### INFORMATION PROVIDED
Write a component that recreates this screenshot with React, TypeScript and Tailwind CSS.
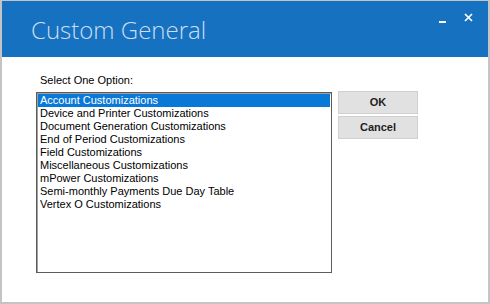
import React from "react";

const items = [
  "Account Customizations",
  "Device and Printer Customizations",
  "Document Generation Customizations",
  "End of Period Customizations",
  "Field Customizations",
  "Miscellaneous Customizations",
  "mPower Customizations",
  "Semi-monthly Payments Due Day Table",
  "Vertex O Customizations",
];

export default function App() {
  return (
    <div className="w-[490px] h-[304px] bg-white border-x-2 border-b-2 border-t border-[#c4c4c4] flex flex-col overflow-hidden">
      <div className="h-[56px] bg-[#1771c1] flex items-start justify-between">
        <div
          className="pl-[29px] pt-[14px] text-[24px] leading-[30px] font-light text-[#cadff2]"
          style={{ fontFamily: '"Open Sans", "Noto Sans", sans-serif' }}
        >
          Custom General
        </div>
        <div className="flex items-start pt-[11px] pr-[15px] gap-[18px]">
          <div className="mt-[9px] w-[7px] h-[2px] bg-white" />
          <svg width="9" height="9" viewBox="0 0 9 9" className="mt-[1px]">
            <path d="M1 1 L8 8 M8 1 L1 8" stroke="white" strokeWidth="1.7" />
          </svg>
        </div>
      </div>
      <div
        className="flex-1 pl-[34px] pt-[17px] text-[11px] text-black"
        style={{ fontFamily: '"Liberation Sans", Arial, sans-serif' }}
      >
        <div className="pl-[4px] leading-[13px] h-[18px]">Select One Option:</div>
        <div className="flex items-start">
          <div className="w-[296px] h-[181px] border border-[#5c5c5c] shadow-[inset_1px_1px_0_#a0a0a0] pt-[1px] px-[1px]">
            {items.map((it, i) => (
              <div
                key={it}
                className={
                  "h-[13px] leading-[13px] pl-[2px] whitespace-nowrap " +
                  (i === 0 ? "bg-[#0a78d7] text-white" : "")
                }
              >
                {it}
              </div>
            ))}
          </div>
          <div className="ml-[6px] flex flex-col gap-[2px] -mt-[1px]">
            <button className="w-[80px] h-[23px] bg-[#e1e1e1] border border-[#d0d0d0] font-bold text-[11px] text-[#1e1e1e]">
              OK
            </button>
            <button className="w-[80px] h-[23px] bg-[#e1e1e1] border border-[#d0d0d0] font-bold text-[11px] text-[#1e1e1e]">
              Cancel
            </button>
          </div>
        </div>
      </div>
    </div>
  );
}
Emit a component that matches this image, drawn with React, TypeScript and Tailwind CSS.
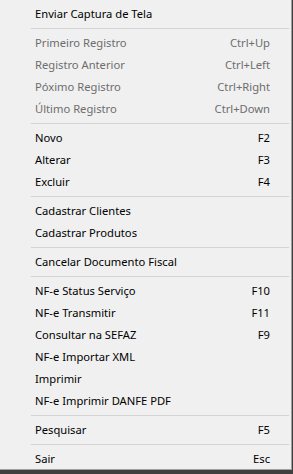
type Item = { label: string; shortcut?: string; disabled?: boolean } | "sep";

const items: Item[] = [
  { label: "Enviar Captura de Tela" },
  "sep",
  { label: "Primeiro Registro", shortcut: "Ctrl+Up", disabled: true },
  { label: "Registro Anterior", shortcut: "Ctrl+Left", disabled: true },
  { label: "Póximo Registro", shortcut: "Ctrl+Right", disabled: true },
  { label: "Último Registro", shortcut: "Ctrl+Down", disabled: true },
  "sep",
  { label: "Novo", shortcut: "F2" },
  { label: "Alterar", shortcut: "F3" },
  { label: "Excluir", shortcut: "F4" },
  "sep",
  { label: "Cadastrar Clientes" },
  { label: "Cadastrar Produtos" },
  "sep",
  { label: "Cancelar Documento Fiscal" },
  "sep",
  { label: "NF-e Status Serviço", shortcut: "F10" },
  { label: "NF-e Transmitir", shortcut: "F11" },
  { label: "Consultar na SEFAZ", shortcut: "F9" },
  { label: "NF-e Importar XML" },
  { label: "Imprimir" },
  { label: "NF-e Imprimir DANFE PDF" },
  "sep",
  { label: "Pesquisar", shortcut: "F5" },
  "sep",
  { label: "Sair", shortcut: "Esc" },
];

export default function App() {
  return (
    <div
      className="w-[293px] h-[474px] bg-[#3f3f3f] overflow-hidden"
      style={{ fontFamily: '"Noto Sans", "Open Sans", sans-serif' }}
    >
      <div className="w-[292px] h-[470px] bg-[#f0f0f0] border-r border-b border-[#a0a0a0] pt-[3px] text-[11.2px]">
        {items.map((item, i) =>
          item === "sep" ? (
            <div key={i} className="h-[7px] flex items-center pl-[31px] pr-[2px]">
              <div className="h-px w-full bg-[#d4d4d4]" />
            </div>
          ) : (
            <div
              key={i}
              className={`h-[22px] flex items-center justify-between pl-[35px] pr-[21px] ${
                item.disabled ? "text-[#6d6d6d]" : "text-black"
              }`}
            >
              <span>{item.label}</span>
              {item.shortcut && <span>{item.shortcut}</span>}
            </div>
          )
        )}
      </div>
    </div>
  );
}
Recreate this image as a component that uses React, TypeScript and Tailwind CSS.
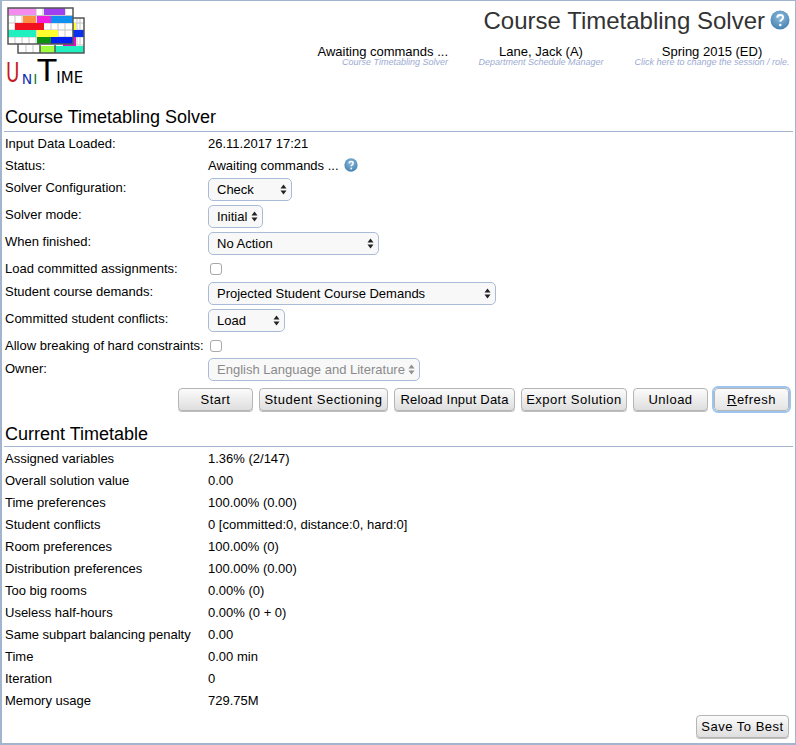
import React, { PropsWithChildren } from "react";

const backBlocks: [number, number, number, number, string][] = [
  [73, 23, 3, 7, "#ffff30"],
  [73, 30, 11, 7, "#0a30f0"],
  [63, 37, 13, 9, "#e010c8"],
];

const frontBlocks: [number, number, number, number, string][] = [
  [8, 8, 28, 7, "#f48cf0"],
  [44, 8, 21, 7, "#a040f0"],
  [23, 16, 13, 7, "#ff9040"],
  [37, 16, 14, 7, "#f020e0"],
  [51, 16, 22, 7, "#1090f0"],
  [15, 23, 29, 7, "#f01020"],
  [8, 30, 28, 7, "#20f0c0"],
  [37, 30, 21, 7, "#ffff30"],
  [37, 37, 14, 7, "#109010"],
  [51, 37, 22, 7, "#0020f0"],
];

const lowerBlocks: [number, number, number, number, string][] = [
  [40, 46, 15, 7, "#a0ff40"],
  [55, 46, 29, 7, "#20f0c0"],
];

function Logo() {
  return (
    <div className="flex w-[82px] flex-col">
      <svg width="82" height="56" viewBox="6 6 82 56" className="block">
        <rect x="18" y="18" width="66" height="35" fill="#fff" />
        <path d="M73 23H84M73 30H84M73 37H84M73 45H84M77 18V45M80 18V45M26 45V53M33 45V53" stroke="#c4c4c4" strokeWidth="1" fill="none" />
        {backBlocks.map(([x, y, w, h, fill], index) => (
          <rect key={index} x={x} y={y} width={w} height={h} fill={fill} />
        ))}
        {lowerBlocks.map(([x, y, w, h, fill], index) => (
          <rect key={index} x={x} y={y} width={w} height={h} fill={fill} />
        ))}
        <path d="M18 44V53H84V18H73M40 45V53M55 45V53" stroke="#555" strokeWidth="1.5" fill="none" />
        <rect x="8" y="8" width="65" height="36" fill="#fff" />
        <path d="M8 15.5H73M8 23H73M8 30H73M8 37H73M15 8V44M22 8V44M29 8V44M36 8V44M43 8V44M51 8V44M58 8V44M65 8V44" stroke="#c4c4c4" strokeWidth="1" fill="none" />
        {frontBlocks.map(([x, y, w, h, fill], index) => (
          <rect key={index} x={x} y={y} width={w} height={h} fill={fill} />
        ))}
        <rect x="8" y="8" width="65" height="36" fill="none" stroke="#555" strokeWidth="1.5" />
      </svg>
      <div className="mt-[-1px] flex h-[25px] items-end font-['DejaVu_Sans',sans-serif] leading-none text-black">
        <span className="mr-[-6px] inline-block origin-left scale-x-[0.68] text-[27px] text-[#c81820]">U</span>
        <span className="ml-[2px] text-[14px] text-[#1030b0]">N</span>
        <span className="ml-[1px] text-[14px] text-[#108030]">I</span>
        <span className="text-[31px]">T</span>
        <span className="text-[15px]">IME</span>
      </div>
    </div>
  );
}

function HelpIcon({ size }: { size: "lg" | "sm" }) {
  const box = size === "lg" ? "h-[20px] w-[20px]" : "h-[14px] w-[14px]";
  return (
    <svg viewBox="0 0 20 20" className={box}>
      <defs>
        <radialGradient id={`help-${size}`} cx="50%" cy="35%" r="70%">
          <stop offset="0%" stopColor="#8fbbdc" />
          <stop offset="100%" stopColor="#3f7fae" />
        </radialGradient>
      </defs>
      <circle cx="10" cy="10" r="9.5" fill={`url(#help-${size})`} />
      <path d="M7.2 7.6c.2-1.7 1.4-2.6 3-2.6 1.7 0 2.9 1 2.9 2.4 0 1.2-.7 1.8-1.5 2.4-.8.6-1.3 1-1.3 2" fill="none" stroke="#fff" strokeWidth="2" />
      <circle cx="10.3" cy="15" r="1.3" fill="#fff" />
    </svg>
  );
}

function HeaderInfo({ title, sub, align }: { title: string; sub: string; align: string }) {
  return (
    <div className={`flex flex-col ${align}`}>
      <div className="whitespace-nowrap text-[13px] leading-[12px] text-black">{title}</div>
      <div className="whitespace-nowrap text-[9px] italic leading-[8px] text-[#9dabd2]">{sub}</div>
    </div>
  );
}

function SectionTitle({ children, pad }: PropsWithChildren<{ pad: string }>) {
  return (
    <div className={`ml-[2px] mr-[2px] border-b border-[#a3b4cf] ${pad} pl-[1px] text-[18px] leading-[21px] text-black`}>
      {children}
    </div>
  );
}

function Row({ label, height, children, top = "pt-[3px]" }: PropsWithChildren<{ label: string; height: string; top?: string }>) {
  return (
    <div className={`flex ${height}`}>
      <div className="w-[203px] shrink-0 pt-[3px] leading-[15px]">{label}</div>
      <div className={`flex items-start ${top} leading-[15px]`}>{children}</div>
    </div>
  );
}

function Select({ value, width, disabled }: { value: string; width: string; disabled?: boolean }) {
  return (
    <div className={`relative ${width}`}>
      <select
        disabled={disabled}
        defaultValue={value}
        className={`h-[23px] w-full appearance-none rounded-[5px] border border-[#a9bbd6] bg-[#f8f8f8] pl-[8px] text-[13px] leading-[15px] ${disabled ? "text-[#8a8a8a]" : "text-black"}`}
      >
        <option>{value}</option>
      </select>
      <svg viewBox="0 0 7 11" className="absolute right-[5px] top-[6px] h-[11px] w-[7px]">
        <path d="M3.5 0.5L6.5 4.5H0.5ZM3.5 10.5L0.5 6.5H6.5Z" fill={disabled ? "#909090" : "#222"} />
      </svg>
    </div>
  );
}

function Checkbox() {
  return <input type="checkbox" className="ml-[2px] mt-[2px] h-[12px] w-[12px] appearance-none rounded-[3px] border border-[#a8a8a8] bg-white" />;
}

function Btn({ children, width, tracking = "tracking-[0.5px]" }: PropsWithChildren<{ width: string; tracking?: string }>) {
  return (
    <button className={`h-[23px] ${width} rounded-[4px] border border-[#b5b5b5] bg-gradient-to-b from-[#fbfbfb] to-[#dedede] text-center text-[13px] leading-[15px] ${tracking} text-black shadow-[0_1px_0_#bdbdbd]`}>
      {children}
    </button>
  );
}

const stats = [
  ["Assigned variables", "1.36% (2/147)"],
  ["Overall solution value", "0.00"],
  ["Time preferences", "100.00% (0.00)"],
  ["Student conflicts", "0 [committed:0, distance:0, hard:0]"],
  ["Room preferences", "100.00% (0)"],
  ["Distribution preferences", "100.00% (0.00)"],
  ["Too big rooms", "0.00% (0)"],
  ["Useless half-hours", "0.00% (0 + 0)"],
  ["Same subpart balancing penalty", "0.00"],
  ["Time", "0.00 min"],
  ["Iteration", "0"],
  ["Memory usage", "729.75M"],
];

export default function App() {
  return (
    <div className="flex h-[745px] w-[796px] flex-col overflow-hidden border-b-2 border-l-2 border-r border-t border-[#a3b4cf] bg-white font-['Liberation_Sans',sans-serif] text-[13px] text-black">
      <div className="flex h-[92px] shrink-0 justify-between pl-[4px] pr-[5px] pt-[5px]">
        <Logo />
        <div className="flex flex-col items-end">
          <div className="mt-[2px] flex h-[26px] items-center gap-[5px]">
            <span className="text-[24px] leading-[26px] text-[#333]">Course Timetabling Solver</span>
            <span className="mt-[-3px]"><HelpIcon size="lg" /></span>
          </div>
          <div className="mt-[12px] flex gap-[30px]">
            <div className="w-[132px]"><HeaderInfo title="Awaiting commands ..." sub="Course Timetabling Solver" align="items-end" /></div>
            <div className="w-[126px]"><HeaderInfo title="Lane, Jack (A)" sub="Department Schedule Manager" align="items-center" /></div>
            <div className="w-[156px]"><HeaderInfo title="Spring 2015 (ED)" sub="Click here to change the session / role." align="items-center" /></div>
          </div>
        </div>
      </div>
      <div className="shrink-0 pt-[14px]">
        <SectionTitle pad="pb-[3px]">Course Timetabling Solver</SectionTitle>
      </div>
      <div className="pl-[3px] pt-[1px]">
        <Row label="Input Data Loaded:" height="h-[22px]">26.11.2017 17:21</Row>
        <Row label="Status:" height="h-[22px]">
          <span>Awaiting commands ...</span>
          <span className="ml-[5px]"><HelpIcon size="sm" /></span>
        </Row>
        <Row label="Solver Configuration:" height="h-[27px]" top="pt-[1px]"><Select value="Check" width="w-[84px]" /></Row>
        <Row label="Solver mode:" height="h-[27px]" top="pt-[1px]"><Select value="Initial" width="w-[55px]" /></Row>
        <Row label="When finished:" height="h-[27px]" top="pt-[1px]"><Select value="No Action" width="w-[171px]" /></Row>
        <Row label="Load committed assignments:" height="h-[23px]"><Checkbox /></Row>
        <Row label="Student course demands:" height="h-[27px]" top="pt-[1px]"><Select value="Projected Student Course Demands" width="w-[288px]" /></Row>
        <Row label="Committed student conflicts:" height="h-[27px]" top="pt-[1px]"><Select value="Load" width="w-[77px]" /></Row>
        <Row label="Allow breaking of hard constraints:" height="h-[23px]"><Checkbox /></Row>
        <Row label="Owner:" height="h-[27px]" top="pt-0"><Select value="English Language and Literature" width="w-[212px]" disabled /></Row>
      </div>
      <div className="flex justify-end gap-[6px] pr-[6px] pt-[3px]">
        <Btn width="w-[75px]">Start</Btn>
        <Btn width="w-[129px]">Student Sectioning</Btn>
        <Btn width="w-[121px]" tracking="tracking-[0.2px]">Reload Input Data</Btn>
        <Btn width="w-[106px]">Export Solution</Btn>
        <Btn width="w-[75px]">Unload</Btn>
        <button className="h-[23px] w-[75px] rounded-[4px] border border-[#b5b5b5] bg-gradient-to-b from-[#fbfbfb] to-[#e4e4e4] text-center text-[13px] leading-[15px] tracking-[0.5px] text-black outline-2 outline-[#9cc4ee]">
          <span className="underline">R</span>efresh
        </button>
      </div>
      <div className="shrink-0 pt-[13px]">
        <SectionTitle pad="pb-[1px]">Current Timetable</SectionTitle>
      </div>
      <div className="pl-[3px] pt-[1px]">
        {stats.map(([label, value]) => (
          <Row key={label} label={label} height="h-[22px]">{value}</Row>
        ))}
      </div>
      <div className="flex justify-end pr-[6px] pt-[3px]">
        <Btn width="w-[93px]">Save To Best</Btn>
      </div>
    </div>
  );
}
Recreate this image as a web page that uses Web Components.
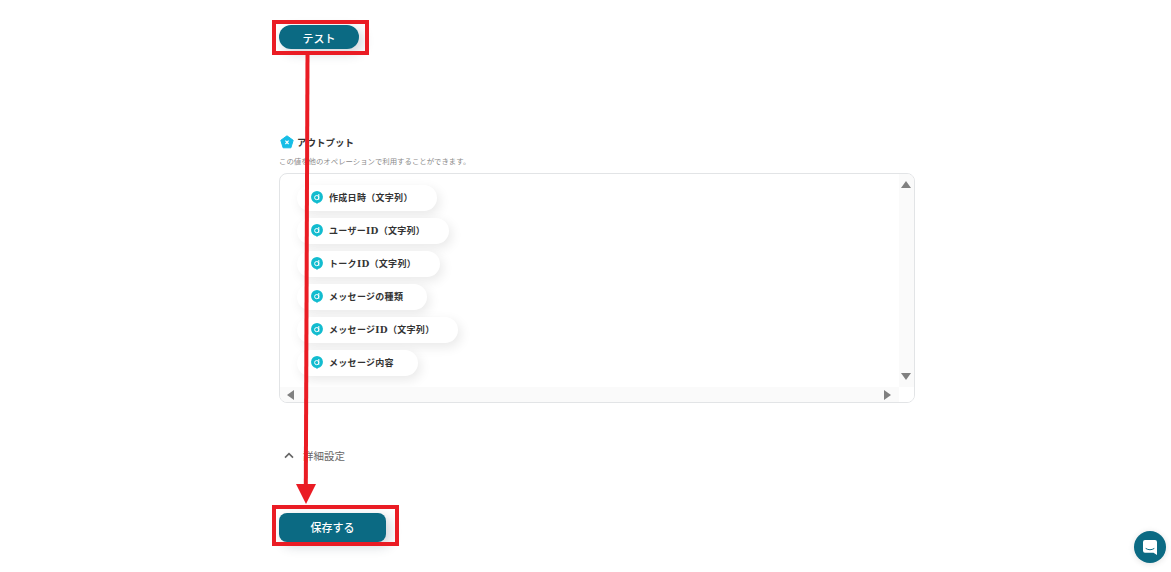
######
## TASK:
Exactly reproduce the run of lines from the start of the listing through the line with "import React from", inclusive; pictures are not copied.

## EXERCISE OUTPUT:
Write a component that recreates this screenshot with React, TypeScript and Tailwind CSS.
import React from "react";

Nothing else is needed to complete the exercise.